In der Erinnerung an das Haus mit den grünen Fensterläden, dem Glücksversprechen seiner ersten Frau, hatte sich Maugin bei seinem Manager in einem unkontrollierten Moment zu der Formulierung »Die grünen Fensterläden haben mir wehgetan!« hinreißen lassen. Eine Äußerung, die der Angesprochene überhaupt nicht verstand. Maugin, der das Divatum und die Unrast von seiner inzwischen verstorbenen ersten Frau übernommen zu haben scheint, erkennt, dass es für ihn dieses Haus nie geben wird. Gegen Ende wird lakonisch festgestellt, dass die Villa in Antibes blaue Fensterläden hat. Aber hier lebte er nicht alleine sondern mit seiner Frau und dem kleinen Kind und den Angestellten, die er einerseits brauchte, andererseits aber auch eine (nicht nur finanzielle) Belastung für ihn darstellten, weil er vor ihnen die Rolle des »großen Maugin« spielen musste.

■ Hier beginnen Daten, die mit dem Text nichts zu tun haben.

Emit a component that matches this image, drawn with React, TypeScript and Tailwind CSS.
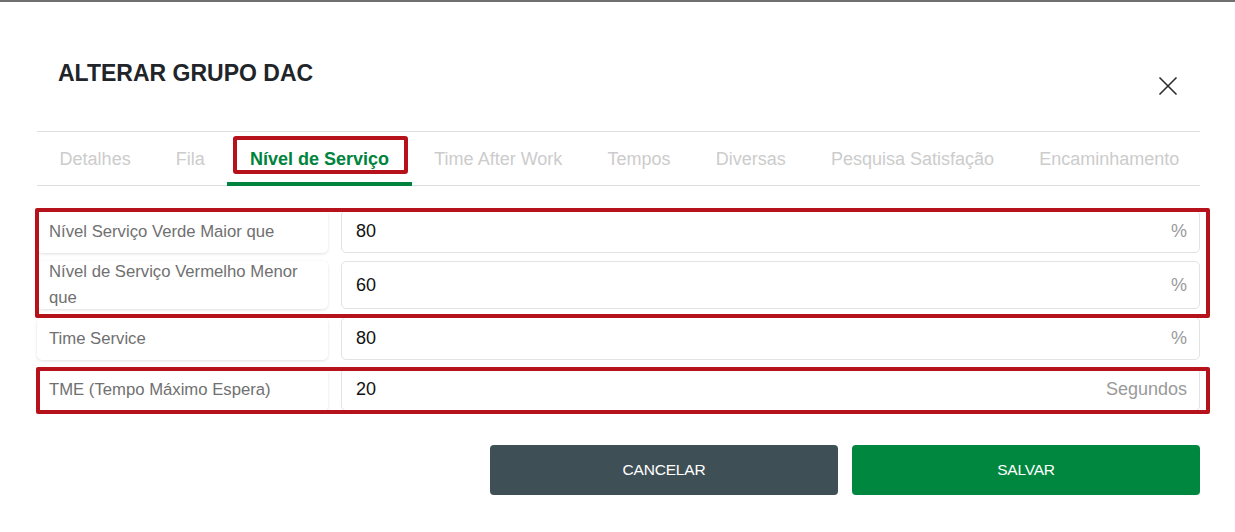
import React from "react";

const tabs = [
  "Detalhes",
  "Fila",
  "Nível de Serviço",
  "Time After Work",
  "Tempos",
  "Diversas",
  "Pesquisa Satisfação",
  "Encaminhamento",
];

const rows = [
  { label: "Nível Serviço Verde Maior que", value: "80", suffix: "%", h: "h-[43px]" },
  { label: "Nível de Serviço Vermelho Menor que", value: "60", suffix: "%", h: "h-[48px]" },
  { label: "Time Service", value: "80", suffix: "%", h: "h-[43px]" },
  { label: "TME (Tempo Máximo Espera)", value: "20", suffix: "Segundos", h: "h-[43px]" },
];

export default function App() {
  return (
    <div
      className="relative w-[1235px] h-[532px] bg-white border-t-2 border-[#707070] overflow-hidden"
      style={{ fontFamily: '"Liberation Sans", Arial, sans-serif' }}
    >
      <div className="flex items-start justify-between pl-[58px] pr-[57px] pt-[56px]">
        <h1 className="text-[23px] font-bold text-[#212529] leading-[30px]">ALTERAR GRUPO DAC</h1>
        <button className="mt-[18px] w-[20px] h-[20px] flex items-center justify-center">
          <svg width="20" height="20" viewBox="0 0 20 20">
            <path d="M1.5 1.5 L18.5 18.5 M18.5 1.5 L1.5 18.5" stroke="#2b2b2b" strokeWidth="1.6" />
          </svg>
        </button>
      </div>

      <div className="mx-[37px] mt-[35px] w-[1163px] h-[55px] border-t border-b border-[#dedede] flex items-stretch">
        {tabs.map((t, i) => {
          const active = i === 2;
          return (
            <div
              key={t}
              className={
                "relative px-[22.6px] flex items-center text-[18px] whitespace-nowrap " +
                (active ? "text-[#00843d] font-bold" : "text-[#cccccc]")
              }
            >
              <span className="pt-[1px]">{t}</span>
              {active && <div className="absolute left-0 right-0 bottom-[-1px] h-[4px] bg-[#00843d]" />}
            </div>
          );
        })}
      </div>

      <div className="mx-[37px] mt-[24px] w-[1163px] flex flex-col gap-[8px]">
        {rows.map((r) => (
          <div key={r.label} className={"flex gap-[13px] " + r.h}>
            <div className="w-[291px] shrink-0 bg-white rounded-[5px] shadow-[0_1px_3px_rgba(0,0,0,0.12)] flex items-center px-[12px] text-[16.7px] leading-[26px] text-[#707070]">
              {r.label}
            </div>
            <div className="flex-1 border border-[#e3e3e3] rounded-[5px] flex items-center justify-between pl-[14px] pr-[12px]">
              <span className="text-[18px] text-[#111]">{r.value}</span>
              <span className="text-[18px] text-[#9a9a9a]">{r.suffix}</span>
            </div>
          </div>
        ))}
      </div>

      <div className="flex justify-end gap-[14px] pr-[35px] mt-[34px]">
        <button className="w-[348px] h-[50px] rounded-[4px] bg-[#3f4f56] text-white text-[15.5px] tracking-[-0.2px]">CANCELAR</button>
        <button className="w-[348px] h-[50px] rounded-[4px] bg-[#00873f] text-white text-[15.5px] tracking-[-0.2px]">SALVAR</button>
      </div>

      {/* annotation boxes */}
      <div className="absolute left-[233px] top-[134px] w-[175px] h-[38px] border-4 border-[#b5121b] rounded-[3px]" />
      <div className="absolute left-[35px] top-[206px] w-[1175px] h-[110px] border-4 border-[#b5121b] rounded-[2px]" />
      <div className="absolute left-[36px] top-[365px] w-[1174px] h-[47px] border-4 border-[#b5121b] rounded-[2px]" />
    </div>
  );
}
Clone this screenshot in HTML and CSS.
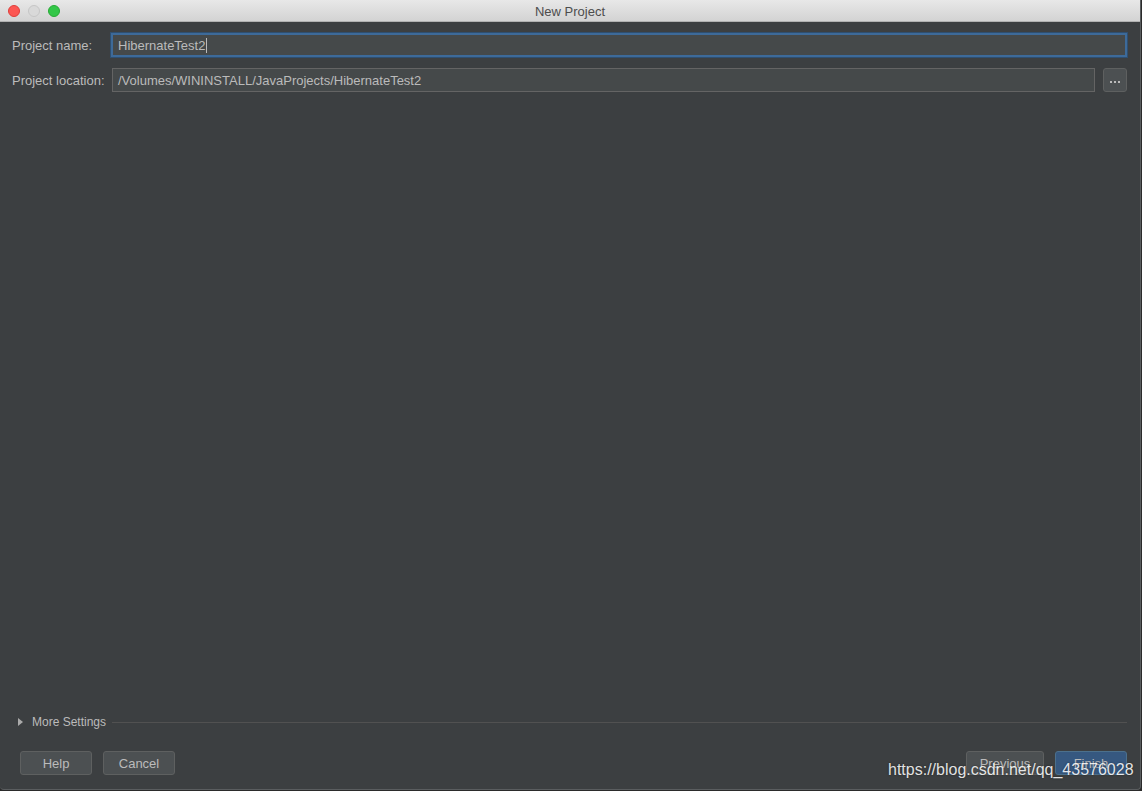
FILE: index.html
```html
<!DOCTYPE html>
<html>
<head>
<meta charset="utf-8">
<link rel="stylesheet" href="styles.css">
</head>
<body>
<div class="window">
  <div class="titlebar">
    <div class="lights">
      <span class="light red"></span>
      <span class="light gray"></span>
      <span class="light green"></span>
    </div>
    <div class="title">New Project</div>
  </div>
  <div class="content">
    <div class="form">
      <div class="row">
        <label class="label">Project name:</label>
        <div class="field focused">HibernateTest2<span class="caret"></span></div>
      </div>
      <div class="row">
        <label class="label">Project location:</label>
        <div class="field">/Volumes/WININSTALL/JavaProjects/HibernateTest2</div>
        <button class="browse"><span></span><span></span><span></span></button>
      </div>
    </div>
    <div class="more">
      <span class="tri"></span>
      <span class="more-text">More Settings</span>
      <span class="sep"></span>
    </div>
    <div class="buttons">
      <div class="group">
        <button class="btn w72">Help</button>
        <button class="btn w72">Cancel</button>
      </div>
      <div class="group">
        <button class="btn w78">Previous</button>
        <button class="btn primary w72">Finish</button>
      </div>
    </div>
  </div>
  <div class="watermark">https://blog.csdn.net/qq_43576028</div>
</div>
</body>
</html>
```

FILE: styles.css
```css
* { box-sizing: border-box; }
html, body {
  margin: 0;
  padding: 0;
  background: #2b2b2b;
  width: 1142px;
  height: 791px;
  overflow: hidden;
}
.window {
  position: relative;
  width: 1141px;
  height: 790px;
  background: #3c3f41;
  border-right: 1px solid #5a5d5f;
  border-bottom: 1px solid #5a5d5f;
  display: flex;
  flex-direction: column;
  font-family: "Liberation Sans", Arial, sans-serif;
  font-size: 13px;
  color: #bbbbbb;
  border-radius: 0 0 4px 4px;
  overflow: hidden;
}
.titlebar {
  height: 22px;
  flex: none;
  background: linear-gradient(#e8e8e8, #d3d3d3);
  border-bottom: 1px solid #b1b1b1;
  position: relative;
  display: flex;
  align-items: center;
  justify-content: center;
}
.lights {
  position: absolute;
  left: 8px;
  top: 5px;
  display: flex;
  gap: 8px;
}
.light {
  width: 12px;
  height: 12px;
  border-radius: 50%;
}
.light.red { background: #fc5753; border: 1px solid #df3e3a; }
.light.gray { background: #d9d9d9; border: 1px solid #c6c6c6; }
.light.green { background: #33c748; border: 1px solid #27aa35; }
.title {
  font-size: 13px;
  color: #4d4d4d;
  padding-top: 1px;
}
.content {
  flex: 1;
  display: flex;
  flex-direction: column;
  padding: 11px 13px 14px 12px;
}
.form {
  flex: 1;
  display: flex;
  flex-direction: column;
  gap: 11px;
}
.row {
  display: flex;
  align-items: center;
  height: 24px;
}
.label {
  width: 100px;
  flex: none;
  white-space: nowrap;
}
.field {
  flex: 1;
  height: 24px;
  background: #45494a;
  border: 1px solid #646464;
  padding: 0 5px;
  display: flex;
  align-items: center;
  color: #bbbbbb;
  white-space: nowrap;
}
.field.focused {
  border: 2px solid #3d6a99;
  margin-left: -1px;
  padding-left: 5px;
  box-shadow: 0 0 0 1px #2f4f70;
}
.caret {
  display: inline-block;
  width: 1px;
  height: 15px;
  background: #bbbbbb;
  margin-left: 1px;
}
.browse {
  width: 24px;
  height: 24px;
  flex: none;
  margin-left: 8px;
  background: #4c5052;
  border: 1px solid #5e6060;
  border-radius: 3px;
  display: flex;
  align-items: center;
  justify-content: center;
  gap: 2px;
  padding: 0;
  padding-top: 3px;
}
.browse span {
  width: 2px;
  height: 2px;
  background: #bbbbbb;
}
.more {
  display: flex;
  align-items: center;
  height: 14px;
  margin-left: 6px;
  margin-bottom: 22px;
  font-size: 12px;
}
.tri {
  width: 0;
  height: 0;
  border-top: 4px solid transparent;
  border-bottom: 4px solid transparent;
  border-left: 5px solid #aaaaaa;
  margin-right: 9px;
}
.more-text {
  white-space: nowrap;
  margin-right: 6px;
}
.sep {
  flex: 1;
  height: 1px;
  background: #515151;
}
.buttons {
  display: flex;
  justify-content: space-between;
  padding-left: 8px;
}
.group {
  display: flex;
  gap: 11px;
}
.btn {
  height: 24px;
  background: #4c5052;
  border: 1px solid #5e6060;
  border-radius: 3px;
  color: #bbbbbb;
  font-family: "Liberation Sans", Arial, sans-serif;
  font-size: 13px;
  padding: 0;
}
.btn.w72 { width: 72px; }
.btn.w78 { width: 78px; }
.btn.primary {
  background: #365880;
  border-color: #4c708c;
}
.watermark {
  position: absolute;
  left: 888px;
  top: 761px;
  font-size: 16px;
  color: #ffffff;
  text-shadow: 0 0 2px rgba(0,0,0,0.6);
  opacity: 0.85;
  white-space: nowrap;
  font-family: "Liberation Sans", Arial, sans-serif;
}
```
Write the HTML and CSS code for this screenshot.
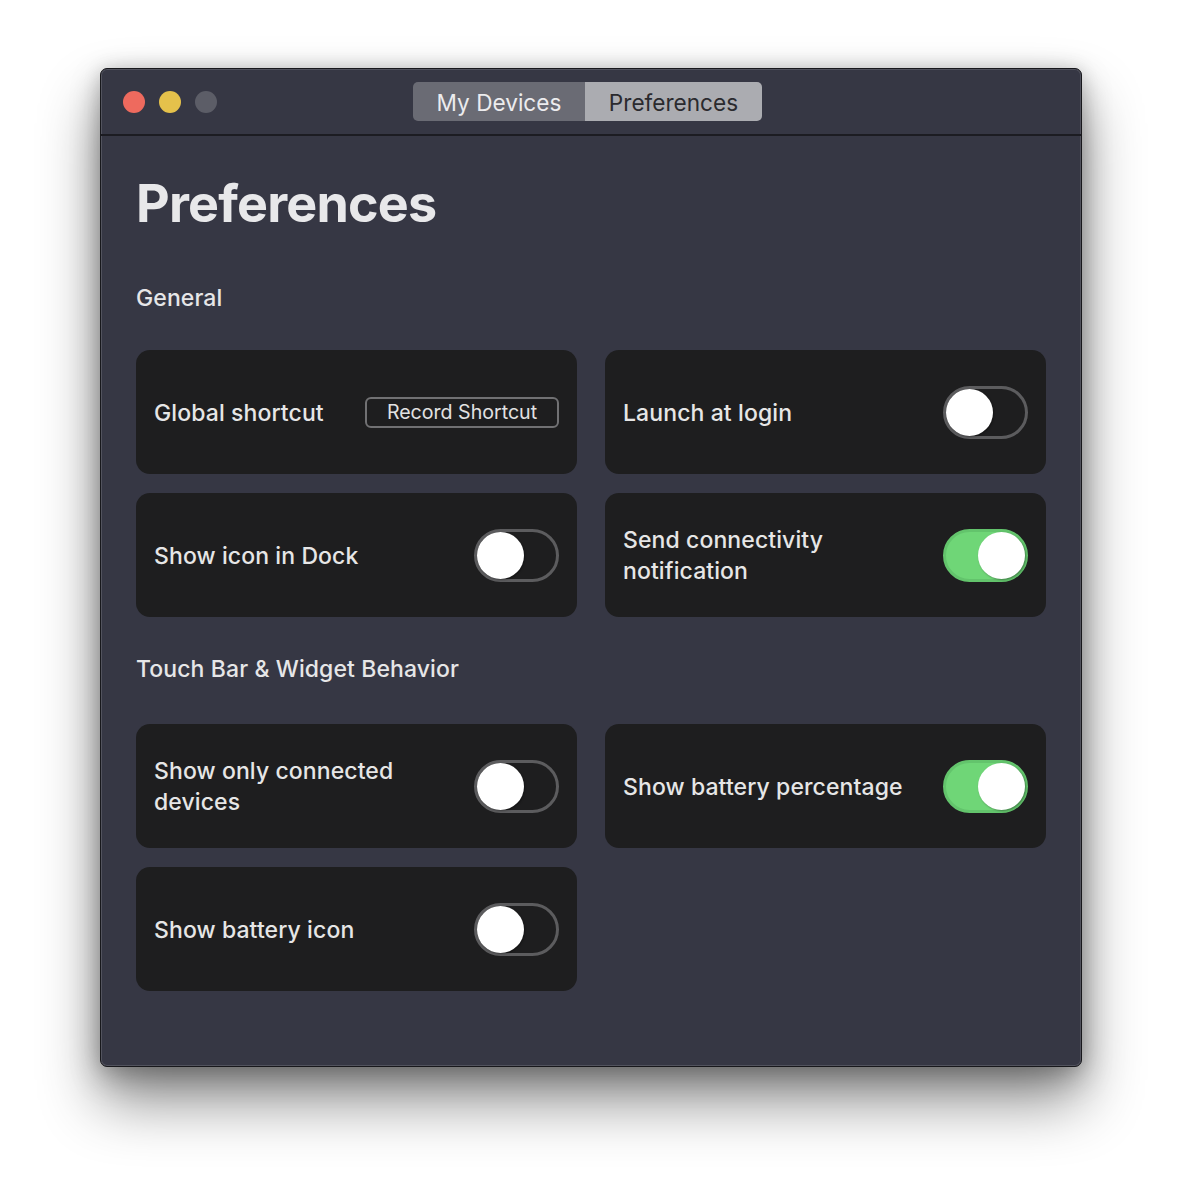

Matz stellt Die grünen Fensterläden in eine Reihe mit Simenons zehn Jahre zuvor geschriebenen Roman Die Wahrheit über Bébé Donge und Die Glocken von Bicêtre (zwölf Jahre nach den Fensterläden). Sie seien Texte einer »fast obsessionell wiederkehrende[n] Grundsituation« Simenons, nämlich der Bilanz eines Lebens. In Wirklichkeit gehe es hier nicht um irgendeinen Schauspieler, sondern von einem »Mann am Nullpunkt, vor dem schwarzen Loch, dem Abgrund, gezwungen, die Rechnung seines Lebens aufzumachen«. Und dieser Mann, »das ist Simenon.« Die Deutung wird schlüssig ausgebreitet, aber sie führt den Leser in Versuchung, nach autobiografischen Gemeinsamkeiten zwischen Autor und Figur Ausschau zu halten. Diese Suche lenkt dann davon ab, das der Leser bei oder nach der Lektüre seine eigene Bilanz aufstellt. Aber vielleicht will man das auch gar nicht so genau wissen.